To gradually ramp up experiment traffic instead of launching to all users at once:
In the Randomization section, click Add Rollout Steps and select a preset step configuration from the dropdown (for example, 3 steps from 5% to 100%).
Adjust the Traffic exposure percentage for each step as needed.
Next to Scheduled rollout by holding between steps for, use the two dropdowns to select a number and a time unit (for example, 1 and days). This sets how long each step runs before advancing.
At each rollout step, Datadog samples a percentage of eligible users to include in the experiment. Users outside the sample still see the default (control) experience, but Datadog does not include them in experiment results.
Set notifications
Route notifications to the right people as the experiment progresses.
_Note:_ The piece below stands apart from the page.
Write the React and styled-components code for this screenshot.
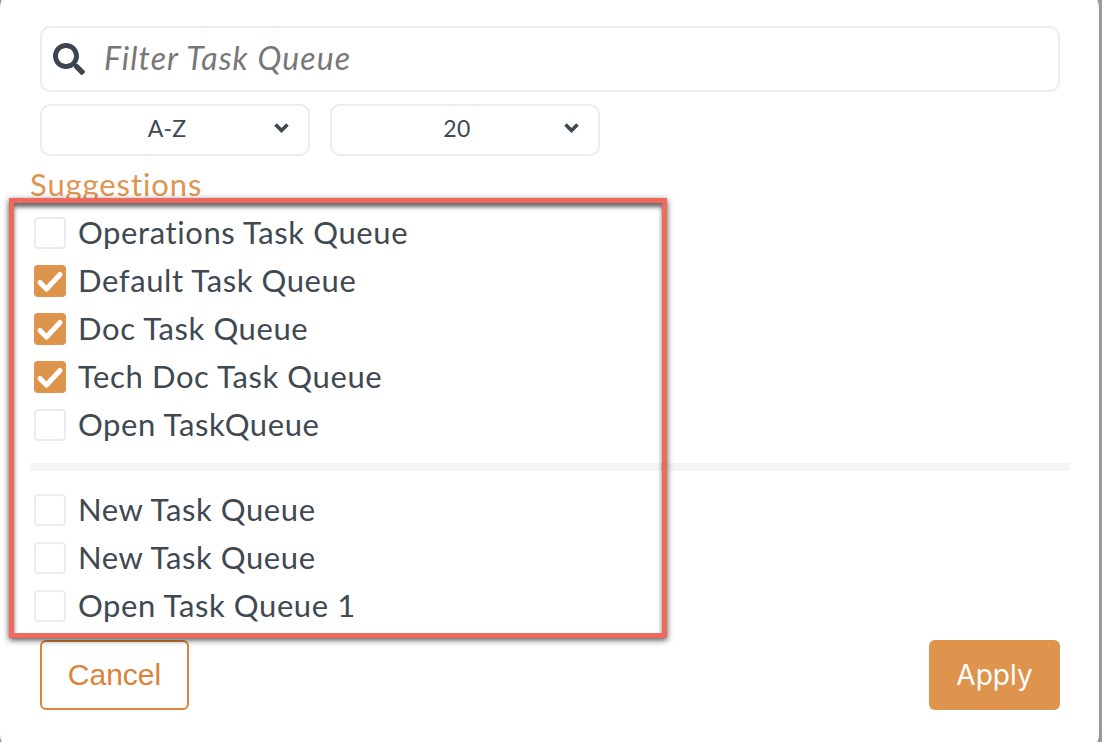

In the Notifications section, use the Recipients dropdown to select who receives notifications about experiment life cycle events, such as results reaching statistical significance or Datadog detecting an issue.
Choose a statistical analysis plan
Configure how Datadog calculates statistical significance for your experiment.
If your organization has configured default settings, a COMPANY DEFAULT badge appears and Datadog pre-populates the settings.
To modify the statistical analysis plan:
Expand the Statistical analysis plan section.
Select a method from the Confidence interval method dropdown.
If you select Bayesian, choose a Standard Deviation of Prior from the dropdown.
Select a percentage from the Confidence level dropdown.
To disable CUPED, toggle off CUPED calculation. CUPED is enabled by default and uses pre-experiment data from each subject to reduce the variance of the metrics and improve experiment sensitivity.
To reduce the risk of false positives, toggle on Multiple testing correction. This setting adjusts for the increased risk across multiple metric comparisons, producing more conservative results.
This setting is not available when you use the Bayesian method.
Click Reset to Default to restore the default settings. If your organization has configured a company default, Datadog restores those settings instead.
Add split-by exploration dimensions
Segment your experiment results by properties (also called attributes) from your evaluation context.
To configure split-by dimensions:
Expand the Split-by exploration dimensions section.
Select properties from the Properties to compute for dimensional analysis dropdown. Available properties have the context. prefix.
If you do not see the property you need:
Type the property name in the dropdown field, prefixed with context. (for example, context.team). Then, click Add custom property to open the Split-by exploration dimensions dialog.
Verify the Column Name matches the property name you entered.
Select the property Type from the dropdown.
Click Save. The custom property appears in the Properties to compute for dimensional analysis dropdown.
Launch your experiment
To launch your experiment:
Click Start Experiment to open the Confirm starting the experiment dialog.
In the dialog, review the environment, feature flag, and the flag’s targeting rules for accuracy.
If multiple experiments share the same flag, use the up and down arrows on each targeting rule to reorder them.
Click Start Experiment & Enable Flag to launch the experiment.
Launching the experiment opens the Flag & Exposures page. Verify your configuration is live:
Review the Exposure balance check to confirm your variants are split at the percentages you configured.
Click View Exposures Log to monitor real-time user enrollment.